Sobre a estrada ilegal já aberta próximo à cidade de Marechal Thaumaturgo, os indígenas pedem que elas sejam fechadas.

No documento, eles também se posicionaram contra uma possível estrada que deve ligar o Acre ao Peru e passa pelo Parque Nacional da Serra do Divisor, no Vale do Juruá. No começo de outubro, uma audiência pública debateu essa proposta do governo.

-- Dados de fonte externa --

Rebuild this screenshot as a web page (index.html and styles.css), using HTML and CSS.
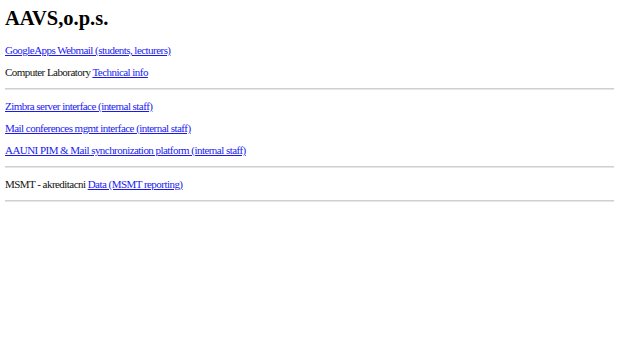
FILE: index.html
```html
<!DOCTYPE html>
<html lang="cs">
<head>
    <meta charset="UTF-8">
    <title>AAVS,o.p.s.</title>
    <link rel="stylesheet" href="styles.css">
</head>
<body>
    <h1>AAVS,o.p.s.</h1>

    <p><a href="#">GoogleApps Webmail (students, lecturers)</a></p>
    <p>Computer Laboratory <a href="#">Technical info</a></p>

    <hr>

    <p><a href="#">Zimbra server interface (internal staff)</a></p>
    <p><a href="#">Mail conferences mgmt interface (internal staff)</a></p>
    <p><a href="#">AAUNI PIM &amp; Mail synchronization platform (internal staff)</a></p>

    <hr>

    <p>MSMT - akreditacni <a href="#">Data (MSMT reporting)</a></p>

    <hr>
</body>
</html>
```

FILE: styles.css
```css
body {
    margin: 5px 6px 5px 5px;
    font-family: 'Liberation Serif', 'Times New Roman', serif;
    font-size: 11px;
    letter-spacing: -0.54px;
    color: #111;
    background: #fff;
}

h1 {
    font-size: 20.5px;
    line-height: 25px;
    letter-spacing: 0;
    margin: 1px 0 13px 0;
    color: #000;
}

p {
    margin: 10px 0;
    line-height: 12px;
}

a {
    color: #1a1aee;
}

hr {
    margin: 5px 0;
    height: 0;
    border: none;
    border-top: 1px solid #cfcfcf;
    border-bottom: 1px solid #e6e6e6;
}
```
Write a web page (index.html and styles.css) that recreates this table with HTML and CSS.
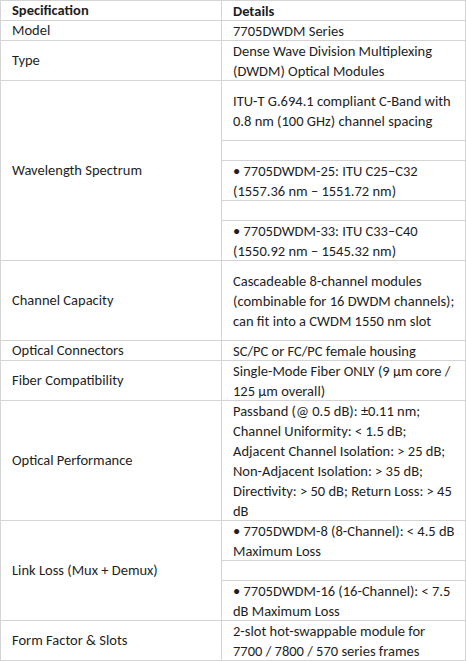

“Rejeitamos veementemente que estados e empresas tomem decisões sobre nossos territórios sem prévia consulta e consentimento prévio, livre e informado, garantidos por lei, bem como outros projetos de infraestrutura e extração mineral que nos afetam e põem em perigo a nossa existência, como é o caso da Rodovia Masisea – Alto Tamaya e a Estrada Pucallpa – Cruzeiro do Sul”, pontua.

As associações finalizam o manifesto destacando que são os donos das terras e que trabalham juntos para manter a preservação do meio ambiente, além de defender seus territórios.

“Nós, povos indígenas, reafirmamos que nunca fomos descobertos. Somos os donos ancestrais de nossas terras, que nos vem sendo roubadas e destruídas por invasores, empresas extrativistas e máfias de todos os tipos. Nós, indígenas, sabemos que é possível fazer de cada lugar o melhor lugar do mundo para se viver, por isso cuidamos de nossa floresta, do nosso lar e geramos ar puro, água limpa, biodiversidade, sabedoria e cultura para nossos países e para o mundo. Nossos povos acreditam na vida”, destaca o documento.